--- start Collected data ---
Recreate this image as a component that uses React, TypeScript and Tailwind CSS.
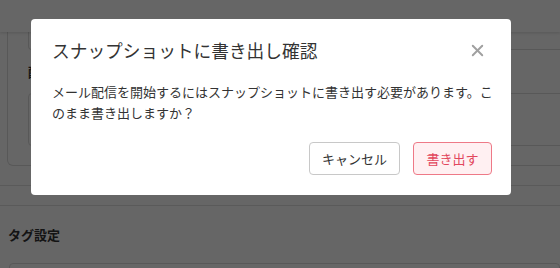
import { X } from 'lucide-react';

const font = { fontFamily: '"Noto Sans CJK JP", "Noto Sans", sans-serif' };

const App = () => {
    return (
        <div className="relative w-[560px] h-[268px] overflow-hidden bg-[#f6f6f6] text-[#333]" style={font}>
            {/* Page behind the modal */}
            <div className="h-[32px] bg-white shadow-[0_1px_3px_rgba(0,0,0,0.15)] relative z-10"></div>
            <div className="bg-white border-b border-[#e2e2e2]">
                <div className="pl-[7px] pb-[19px]">
                    <div className="w-[600px] border border-t-0 border-[#dcdcdc] rounded-b-[6px] pl-[20px] pb-[19px]">
                        <div className="h-[18px] border border-t-0 border-[#dcdcdc] rounded-b-[4px]"></div>
                        <div className="h-[43px] flex items-center text-[13px] font-bold">配信設定</div>
                        <div className="h-[53px] border border-[#dcdcdc] rounded-[4px]"></div>
                    </div>
                </div>
            </div>
            <div className="h-[20px] bg-white border-b border-[#e2e2e2]"></div>
            <div className="bg-white pl-[8px] pt-[19px]">
                <div className="h-[20px] flex items-center text-[13px] font-bold">タグ設定</div>
                <div className="mt-[18px] ml-[1px] h-[30px] border border-[#dcdcdc] rounded-[4px]"></div>
            </div>

            {/* Overlay */}
            <div className="absolute inset-0 z-20 bg-black/60"></div>

            {/* Dialog */}
            <div className="absolute z-30 left-[31px] top-[19px] w-[480px] bg-white rounded-[4px] pt-[18px] pb-[20px]">
                <div className="flex items-center justify-between pl-[21px] pr-[24px]">
                    <h2 className="text-[17.7px] leading-[27px] text-[#333]">スナップショットに書き出し確認</h2>
                    <X size={19} strokeWidth={2.4} className="text-[#a0a0a0]" />
                </div>
                <p className="mt-[17px] pl-[21px] pr-[10px] text-[13px] leading-[21px] text-[#333]">
                    メール配信を開始するにはスナップショットに書き出す必要があります。このまま書き出しますか？
                </p>
                <div className="mt-[19px] flex justify-end gap-[13px] pr-[19px]">
                    <button className="w-[91px] h-[33px] border border-[#c8c8c8] rounded-[4px] bg-white text-[13px] text-[#333]">
                        キャンセル
                    </button>
                    <button className="w-[79px] h-[33px] border border-[#ee7987] rounded-[4px] bg-[#fff0f2] text-[13px] text-[#e2475d]">
                        書き出す
                    </button>
                </div>
            </div>
        </div>
    );
};

export default App;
--- end Collected data ---
*Task description*.
Write the full listing out again with every line unchanged, but include no pictures.

*The reply*.
Recreate this image as a component that uses React, TypeScript and Tailwind CSS.
import { X } from 'lucide-react';

const font = { fontFamily: '"Noto Sans CJK JP", "Noto Sans", sans-serif' };

const App = () => {
    return (
        <div className="relative w-[560px] h-[268px] overflow-hidden bg-[#f6f6f6] text-[#333]" style={font}>
            {/* Page behind the modal */}
            <div className="h-[32px] bg-white shadow-[0_1px_3px_rgba(0,0,0,0.15)] relative z-10"></div>
            <div className="bg-white border-b border-[#e2e2e2]">
                <div className="pl-[7px] pb-[19px]">
                    <div className="w-[600px] border border-t-0 border-[#dcdcdc] rounded-b-[6px] pl-[20px] pb-[19px]">
                        <div className="h-[18px] border border-t-0 border-[#dcdcdc] rounded-b-[4px]"></div>
                        <div className="h-[43px] flex items-center text-[13px] font-bold">配信設定</div>
                        <div className="h-[53px] border border-[#dcdcdc] rounded-[4px]"></div>
                    </div>
                </div>
            </div>
            <div className="h-[20px] bg-white border-b border-[#e2e2e2]"></div>
            <div className="bg-white pl-[8px] pt-[19px]">
                <div className="h-[20px] flex items-center text-[13px] font-bold">タグ設定</div>
                <div className="mt-[18px] ml-[1px] h-[30px] border border-[#dcdcdc] rounded-[4px]"></div>
            </div>

            {/* Overlay */}
            <div className="absolute inset-0 z-20 bg-black/60"></div>

            {/* Dialog */}
            <div className="absolute z-30 left-[31px] top-[19px] w-[480px] bg-white rounded-[4px] pt-[18px] pb-[20px]">
                <div className="flex items-center justify-between pl-[21px] pr-[24px]">
                    <h2 className="text-[17.7px] leading-[27px] text-[#333]">スナップショットに書き出し確認</h2>
                    <X size={19} strokeWidth={2.4} className="text-[#a0a0a0]" />
                </div>
                <p className="mt-[17px] pl-[21px] pr-[10px] text-[13px] leading-[21px] text-[#333]">
                    メール配信を開始するにはスナップショットに書き出す必要があります。このまま書き出しますか？
                </p>
                <div className="mt-[19px] flex justify-end gap-[13px] pr-[19px]">
                    <button className="w-[91px] h-[33px] border border-[#c8c8c8] rounded-[4px] bg-white text-[13px] text-[#333]">
                        キャンセル
                    </button>
                    <button className="w-[79px] h-[33px] border border-[#ee7987] rounded-[4px] bg-[#fff0f2] text-[13px] text-[#e2475d]">
                        書き出す
                    </button>
                </div>
            </div>
        </div>
    );
};

export default App;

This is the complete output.